SUPPLIED MATERIAL —
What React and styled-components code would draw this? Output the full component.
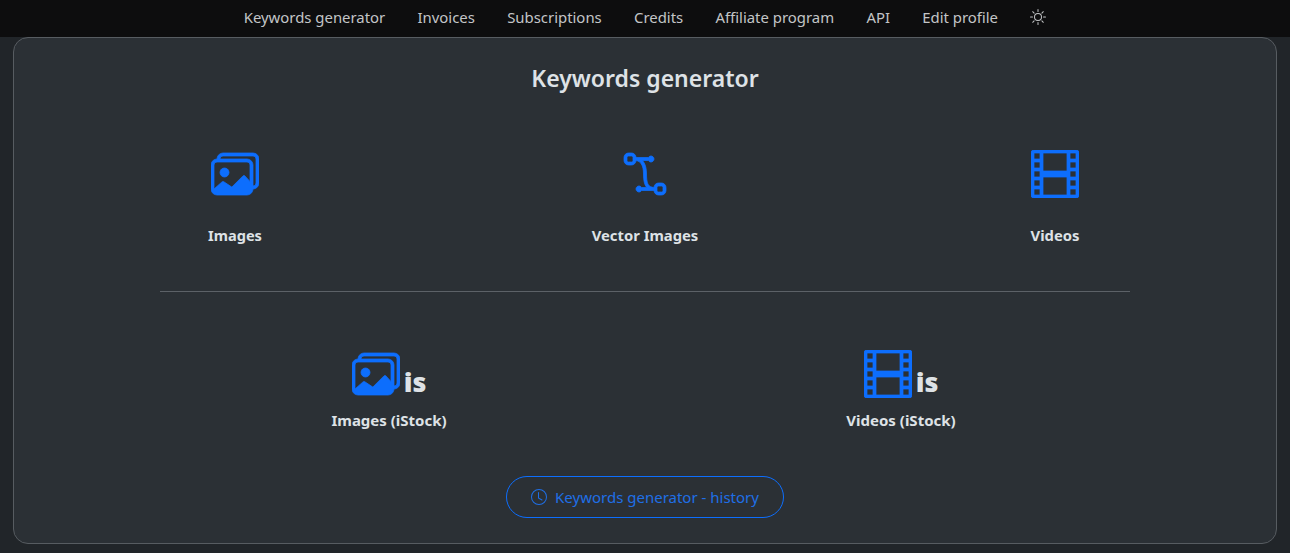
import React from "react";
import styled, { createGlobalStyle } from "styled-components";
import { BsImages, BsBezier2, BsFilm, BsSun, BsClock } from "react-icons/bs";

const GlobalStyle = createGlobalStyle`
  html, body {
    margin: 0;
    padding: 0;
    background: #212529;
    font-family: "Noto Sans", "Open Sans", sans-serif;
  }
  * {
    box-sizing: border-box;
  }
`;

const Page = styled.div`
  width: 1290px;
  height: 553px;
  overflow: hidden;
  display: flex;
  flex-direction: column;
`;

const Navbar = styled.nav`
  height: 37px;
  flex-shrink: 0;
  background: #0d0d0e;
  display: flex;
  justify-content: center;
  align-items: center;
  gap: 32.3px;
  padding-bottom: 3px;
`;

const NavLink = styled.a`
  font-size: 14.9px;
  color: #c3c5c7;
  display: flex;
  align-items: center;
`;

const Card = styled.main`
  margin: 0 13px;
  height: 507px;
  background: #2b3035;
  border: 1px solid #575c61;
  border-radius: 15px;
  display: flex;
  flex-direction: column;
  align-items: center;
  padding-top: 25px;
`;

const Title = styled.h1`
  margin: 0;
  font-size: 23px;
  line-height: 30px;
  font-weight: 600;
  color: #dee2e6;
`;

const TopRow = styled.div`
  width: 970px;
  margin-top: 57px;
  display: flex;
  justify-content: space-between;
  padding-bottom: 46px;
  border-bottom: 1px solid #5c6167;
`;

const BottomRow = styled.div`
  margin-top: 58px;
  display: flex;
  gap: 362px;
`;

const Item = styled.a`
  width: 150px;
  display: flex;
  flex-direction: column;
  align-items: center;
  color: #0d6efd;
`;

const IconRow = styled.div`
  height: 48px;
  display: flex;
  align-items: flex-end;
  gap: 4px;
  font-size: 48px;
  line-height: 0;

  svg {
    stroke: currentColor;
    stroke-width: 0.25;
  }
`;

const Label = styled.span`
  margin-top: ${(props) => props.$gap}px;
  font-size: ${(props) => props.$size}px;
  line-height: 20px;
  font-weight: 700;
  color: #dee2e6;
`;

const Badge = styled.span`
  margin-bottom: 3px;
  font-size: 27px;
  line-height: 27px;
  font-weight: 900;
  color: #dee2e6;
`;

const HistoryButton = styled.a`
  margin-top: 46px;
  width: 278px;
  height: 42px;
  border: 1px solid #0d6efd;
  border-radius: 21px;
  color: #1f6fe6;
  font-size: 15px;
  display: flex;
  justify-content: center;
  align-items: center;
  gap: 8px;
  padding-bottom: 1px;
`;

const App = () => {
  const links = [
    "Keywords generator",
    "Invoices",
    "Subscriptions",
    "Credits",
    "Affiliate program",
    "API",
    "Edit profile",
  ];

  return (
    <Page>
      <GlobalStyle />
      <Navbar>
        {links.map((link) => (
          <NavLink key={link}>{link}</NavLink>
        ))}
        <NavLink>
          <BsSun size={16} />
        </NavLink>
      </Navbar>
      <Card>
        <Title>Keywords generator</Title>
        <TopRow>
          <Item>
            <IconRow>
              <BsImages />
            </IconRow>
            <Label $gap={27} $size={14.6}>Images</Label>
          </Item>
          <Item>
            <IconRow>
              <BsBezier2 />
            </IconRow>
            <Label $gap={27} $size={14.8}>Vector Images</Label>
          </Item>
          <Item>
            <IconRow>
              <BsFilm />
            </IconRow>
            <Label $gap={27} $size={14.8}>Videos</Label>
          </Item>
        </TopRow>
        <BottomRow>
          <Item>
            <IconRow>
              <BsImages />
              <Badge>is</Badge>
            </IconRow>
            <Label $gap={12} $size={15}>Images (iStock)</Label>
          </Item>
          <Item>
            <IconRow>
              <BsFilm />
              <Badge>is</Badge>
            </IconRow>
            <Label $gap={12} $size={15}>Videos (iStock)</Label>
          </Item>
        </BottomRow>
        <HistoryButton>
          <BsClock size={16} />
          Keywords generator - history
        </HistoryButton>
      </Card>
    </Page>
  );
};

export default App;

WHAT IS NEEDED — Without including any picture, repeat the data exactly.

PROBLEM SOLUTION —
What React and styled-components code would draw this? Output the full component.
import React from "react";
import styled, { createGlobalStyle } from "styled-components";
import { BsImages, BsBezier2, BsFilm, BsSun, BsClock } from "react-icons/bs";

const GlobalStyle = createGlobalStyle`
  html, body {
    margin: 0;
    padding: 0;
    background: #212529;
    font-family: "Noto Sans", "Open Sans", sans-serif;
  }
  * {
    box-sizing: border-box;
  }
`;

const Page = styled.div`
  width: 1290px;
  height: 553px;
  overflow: hidden;
  display: flex;
  flex-direction: column;
`;

const Navbar = styled.nav`
  height: 37px;
  flex-shrink: 0;
  background: #0d0d0e;
  display: flex;
  justify-content: center;
  align-items: center;
  gap: 32.3px;
  padding-bottom: 3px;
`;

const NavLink = styled.a`
  font-size: 14.9px;
  color: #c3c5c7;
  display: flex;
  align-items: center;
`;

const Card = styled.main`
  margin: 0 13px;
  height: 507px;
  background: #2b3035;
  border: 1px solid #575c61;
  border-radius: 15px;
  display: flex;
  flex-direction: column;
  align-items: center;
  padding-top: 25px;
`;

const Title = styled.h1`
  margin: 0;
  font-size: 23px;
  line-height: 30px;
  font-weight: 600;
  color: #dee2e6;
`;

const TopRow = styled.div`
  width: 970px;
  margin-top: 57px;
  display: flex;
  justify-content: space-between;
  padding-bottom: 46px;
  border-bottom: 1px solid #5c6167;
`;

const BottomRow = styled.div`
  margin-top: 58px;
  display: flex;
  gap: 362px;
`;

const Item = styled.a`
  width: 150px;
  display: flex;
  flex-direction: column;
  align-items: center;
  color: #0d6efd;
`;

const IconRow = styled.div`
  height: 48px;
  display: flex;
  align-items: flex-end;
  gap: 4px;
  font-size: 48px;
  line-height: 0;

  svg {
    stroke: currentColor;
    stroke-width: 0.25;
  }
`;

const Label = styled.span`
  margin-top: ${(props) => props.$gap}px;
  font-size: ${(props) => props.$size}px;
  line-height: 20px;
  font-weight: 700;
  color: #dee2e6;
`;

const Badge = styled.span`
  margin-bottom: 3px;
  font-size: 27px;
  line-height: 27px;
  font-weight: 900;
  color: #dee2e6;
`;

const HistoryButton = styled.a`
  margin-top: 46px;
  width: 278px;
  height: 42px;
  border: 1px solid #0d6efd;
  border-radius: 21px;
  color: #1f6fe6;
  font-size: 15px;
  display: flex;
  justify-content: center;
  align-items: center;
  gap: 8px;
  padding-bottom: 1px;
`;

const App = () => {
  const links = [
    "Keywords generator",
    "Invoices",
    "Subscriptions",
    "Credits",
    "Affiliate program",
    "API",
    "Edit profile",
  ];

  return (
    <Page>
      <GlobalStyle />
      <Navbar>
        {links.map((link) => (
          <NavLink key={link}>{link}</NavLink>
        ))}
        <NavLink>
          <BsSun size={16} />
        </NavLink>
      </Navbar>
      <Card>
        <Title>Keywords generator</Title>
        <TopRow>
          <Item>
            <IconRow>
              <BsImages />
            </IconRow>
            <Label $gap={27} $size={14.6}>Images</Label>
          </Item>
          <Item>
            <IconRow>
              <BsBezier2 />
            </IconRow>
            <Label $gap={27} $size={14.8}>Vector Images</Label>
          </Item>
          <Item>
            <IconRow>
              <BsFilm />
            </IconRow>
            <Label $gap={27} $size={14.8}>Videos</Label>
          </Item>
        </TopRow>
        <BottomRow>
          <Item>
            <IconRow>
              <BsImages />
              <Badge>is</Badge>
            </IconRow>
            <Label $gap={12} $size={15}>Images (iStock)</Label>
          </Item>
          <Item>
            <IconRow>
              <BsFilm />
              <Badge>is</Badge>
            </IconRow>
            <Label $gap={12} $size={15}>Videos (iStock)</Label>
          </Item>
        </BottomRow>
        <HistoryButton>
          <BsClock size={16} />
          Keywords generator - history
        </HistoryButton>
      </Card>
    </Page>
  );
};

export default App;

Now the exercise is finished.